Report all lines holding "with".

# [ITEMS]
-*-

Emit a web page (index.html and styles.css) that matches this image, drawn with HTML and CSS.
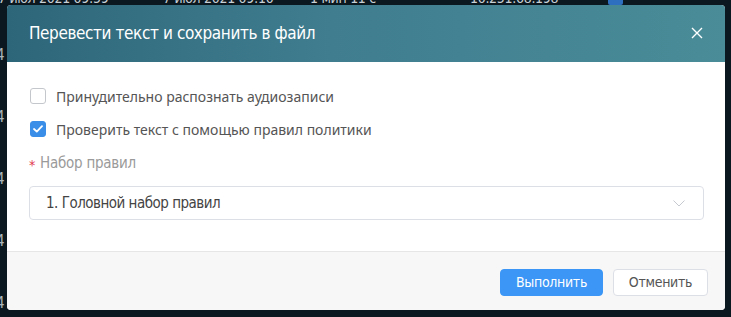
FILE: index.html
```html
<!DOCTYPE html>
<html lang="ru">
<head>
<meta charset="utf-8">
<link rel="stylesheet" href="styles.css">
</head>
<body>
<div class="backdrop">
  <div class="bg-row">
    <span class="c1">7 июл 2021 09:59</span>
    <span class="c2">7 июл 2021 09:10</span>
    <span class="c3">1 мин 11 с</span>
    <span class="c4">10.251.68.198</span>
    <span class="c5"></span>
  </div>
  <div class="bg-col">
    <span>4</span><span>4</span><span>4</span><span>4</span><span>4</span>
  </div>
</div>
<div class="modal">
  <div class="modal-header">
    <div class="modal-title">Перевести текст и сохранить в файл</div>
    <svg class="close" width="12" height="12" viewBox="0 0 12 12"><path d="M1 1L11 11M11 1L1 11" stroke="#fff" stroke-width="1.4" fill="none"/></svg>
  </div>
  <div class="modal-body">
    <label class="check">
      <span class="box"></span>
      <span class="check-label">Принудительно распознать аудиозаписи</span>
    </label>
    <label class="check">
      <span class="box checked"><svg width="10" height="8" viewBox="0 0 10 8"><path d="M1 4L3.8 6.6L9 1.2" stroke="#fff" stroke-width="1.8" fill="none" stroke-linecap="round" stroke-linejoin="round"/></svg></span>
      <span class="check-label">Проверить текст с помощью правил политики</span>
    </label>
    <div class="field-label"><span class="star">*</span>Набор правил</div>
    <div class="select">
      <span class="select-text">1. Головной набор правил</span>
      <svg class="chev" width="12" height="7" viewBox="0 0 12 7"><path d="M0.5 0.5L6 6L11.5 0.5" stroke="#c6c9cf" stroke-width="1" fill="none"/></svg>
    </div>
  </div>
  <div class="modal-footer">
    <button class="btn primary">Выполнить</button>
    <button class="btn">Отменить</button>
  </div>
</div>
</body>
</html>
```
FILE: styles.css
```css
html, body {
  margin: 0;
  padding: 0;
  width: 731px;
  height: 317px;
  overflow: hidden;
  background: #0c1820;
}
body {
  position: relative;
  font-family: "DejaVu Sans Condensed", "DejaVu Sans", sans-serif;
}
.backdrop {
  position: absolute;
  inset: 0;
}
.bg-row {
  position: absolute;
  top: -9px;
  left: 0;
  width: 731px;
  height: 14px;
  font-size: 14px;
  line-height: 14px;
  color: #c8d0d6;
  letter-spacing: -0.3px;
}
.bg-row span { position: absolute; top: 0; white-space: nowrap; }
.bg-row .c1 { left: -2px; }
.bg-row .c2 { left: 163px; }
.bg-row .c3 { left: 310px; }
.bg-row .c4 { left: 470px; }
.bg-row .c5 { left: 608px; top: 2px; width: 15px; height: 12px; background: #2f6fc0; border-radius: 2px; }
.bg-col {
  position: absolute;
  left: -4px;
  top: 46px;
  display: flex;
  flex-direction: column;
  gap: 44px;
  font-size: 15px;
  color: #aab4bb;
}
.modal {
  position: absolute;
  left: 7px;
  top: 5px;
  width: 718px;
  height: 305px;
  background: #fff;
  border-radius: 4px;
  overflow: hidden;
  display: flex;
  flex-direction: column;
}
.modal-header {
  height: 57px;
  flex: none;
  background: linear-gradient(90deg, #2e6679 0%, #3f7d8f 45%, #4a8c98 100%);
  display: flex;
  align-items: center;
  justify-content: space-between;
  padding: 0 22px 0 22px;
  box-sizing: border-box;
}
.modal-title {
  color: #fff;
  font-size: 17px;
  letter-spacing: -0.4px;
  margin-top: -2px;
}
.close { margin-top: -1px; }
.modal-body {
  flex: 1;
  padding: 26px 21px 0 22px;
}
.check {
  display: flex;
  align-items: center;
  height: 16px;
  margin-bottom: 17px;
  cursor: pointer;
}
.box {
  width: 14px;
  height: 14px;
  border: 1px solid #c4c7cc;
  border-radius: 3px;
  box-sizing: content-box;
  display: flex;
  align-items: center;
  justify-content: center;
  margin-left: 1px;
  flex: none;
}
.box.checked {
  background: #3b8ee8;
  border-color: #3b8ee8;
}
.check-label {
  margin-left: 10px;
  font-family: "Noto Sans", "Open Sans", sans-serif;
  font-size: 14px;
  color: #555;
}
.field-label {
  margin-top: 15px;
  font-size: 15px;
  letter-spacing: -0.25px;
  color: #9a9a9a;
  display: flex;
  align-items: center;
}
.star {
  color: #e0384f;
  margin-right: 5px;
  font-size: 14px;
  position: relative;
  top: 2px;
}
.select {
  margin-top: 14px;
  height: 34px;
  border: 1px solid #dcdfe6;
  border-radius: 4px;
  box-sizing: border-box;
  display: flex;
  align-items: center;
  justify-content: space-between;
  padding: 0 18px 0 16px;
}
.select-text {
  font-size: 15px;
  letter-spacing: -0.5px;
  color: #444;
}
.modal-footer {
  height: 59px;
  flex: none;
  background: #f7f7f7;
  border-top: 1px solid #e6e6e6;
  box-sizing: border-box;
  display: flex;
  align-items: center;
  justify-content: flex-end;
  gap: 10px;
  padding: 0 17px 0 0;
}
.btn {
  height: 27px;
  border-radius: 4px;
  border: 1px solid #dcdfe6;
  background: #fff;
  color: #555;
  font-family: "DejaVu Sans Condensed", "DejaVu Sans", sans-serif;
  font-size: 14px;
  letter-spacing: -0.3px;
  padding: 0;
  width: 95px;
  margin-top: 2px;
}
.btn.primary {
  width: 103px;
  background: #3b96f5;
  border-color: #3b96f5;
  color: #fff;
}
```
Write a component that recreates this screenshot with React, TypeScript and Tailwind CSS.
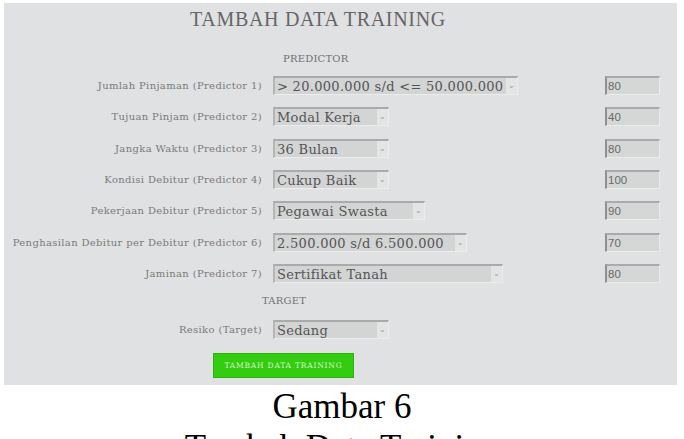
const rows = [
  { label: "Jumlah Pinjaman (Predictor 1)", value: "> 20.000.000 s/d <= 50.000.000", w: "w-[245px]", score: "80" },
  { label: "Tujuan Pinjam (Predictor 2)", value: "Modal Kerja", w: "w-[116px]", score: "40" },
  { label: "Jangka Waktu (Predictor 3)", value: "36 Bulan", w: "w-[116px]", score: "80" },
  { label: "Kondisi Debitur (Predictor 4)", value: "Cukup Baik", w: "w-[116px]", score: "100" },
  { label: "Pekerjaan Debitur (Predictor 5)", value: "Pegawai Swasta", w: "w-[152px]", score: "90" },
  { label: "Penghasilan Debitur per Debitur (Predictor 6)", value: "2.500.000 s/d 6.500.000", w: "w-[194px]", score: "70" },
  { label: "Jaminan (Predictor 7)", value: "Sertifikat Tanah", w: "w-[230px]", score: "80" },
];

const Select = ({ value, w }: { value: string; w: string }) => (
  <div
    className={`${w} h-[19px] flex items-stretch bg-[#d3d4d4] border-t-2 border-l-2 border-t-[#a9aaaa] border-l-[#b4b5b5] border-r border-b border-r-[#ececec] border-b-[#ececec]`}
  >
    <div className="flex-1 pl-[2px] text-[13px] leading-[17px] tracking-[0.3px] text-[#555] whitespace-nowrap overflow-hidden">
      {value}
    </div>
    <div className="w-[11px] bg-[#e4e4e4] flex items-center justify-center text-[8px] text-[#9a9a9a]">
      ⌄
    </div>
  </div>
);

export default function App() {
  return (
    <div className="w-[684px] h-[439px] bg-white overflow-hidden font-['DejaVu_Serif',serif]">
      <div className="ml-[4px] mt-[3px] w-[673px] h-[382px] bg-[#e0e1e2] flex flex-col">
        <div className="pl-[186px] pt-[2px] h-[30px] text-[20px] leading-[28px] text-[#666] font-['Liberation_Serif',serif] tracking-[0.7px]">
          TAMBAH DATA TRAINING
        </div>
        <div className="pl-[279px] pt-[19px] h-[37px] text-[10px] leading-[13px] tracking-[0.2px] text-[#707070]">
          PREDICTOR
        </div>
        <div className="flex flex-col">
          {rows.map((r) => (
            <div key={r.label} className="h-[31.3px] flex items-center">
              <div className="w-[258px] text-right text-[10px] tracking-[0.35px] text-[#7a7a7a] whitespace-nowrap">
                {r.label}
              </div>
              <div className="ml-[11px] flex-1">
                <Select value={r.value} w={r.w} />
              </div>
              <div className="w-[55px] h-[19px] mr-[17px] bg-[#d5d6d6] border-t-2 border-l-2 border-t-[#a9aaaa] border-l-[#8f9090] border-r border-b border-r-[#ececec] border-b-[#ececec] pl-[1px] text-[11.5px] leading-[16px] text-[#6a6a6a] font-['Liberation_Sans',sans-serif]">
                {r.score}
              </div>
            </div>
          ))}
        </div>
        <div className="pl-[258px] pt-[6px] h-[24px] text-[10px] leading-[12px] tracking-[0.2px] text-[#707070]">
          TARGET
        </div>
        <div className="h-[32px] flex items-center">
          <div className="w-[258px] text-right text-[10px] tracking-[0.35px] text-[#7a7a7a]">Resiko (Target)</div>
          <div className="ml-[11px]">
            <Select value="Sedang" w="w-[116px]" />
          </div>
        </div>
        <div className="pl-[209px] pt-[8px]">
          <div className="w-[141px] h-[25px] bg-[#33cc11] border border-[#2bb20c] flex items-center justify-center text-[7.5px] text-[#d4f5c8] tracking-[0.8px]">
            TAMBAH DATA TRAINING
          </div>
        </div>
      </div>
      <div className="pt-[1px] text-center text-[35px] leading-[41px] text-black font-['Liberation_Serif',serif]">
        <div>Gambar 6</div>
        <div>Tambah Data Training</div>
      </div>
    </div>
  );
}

-*-

# [THE REPLY]
Emit a web page (index.html and styles.css) that matches this image, drawn with HTML and CSS.
Write a component that recreates this screenshot with React, TypeScript and Tailwind CSS.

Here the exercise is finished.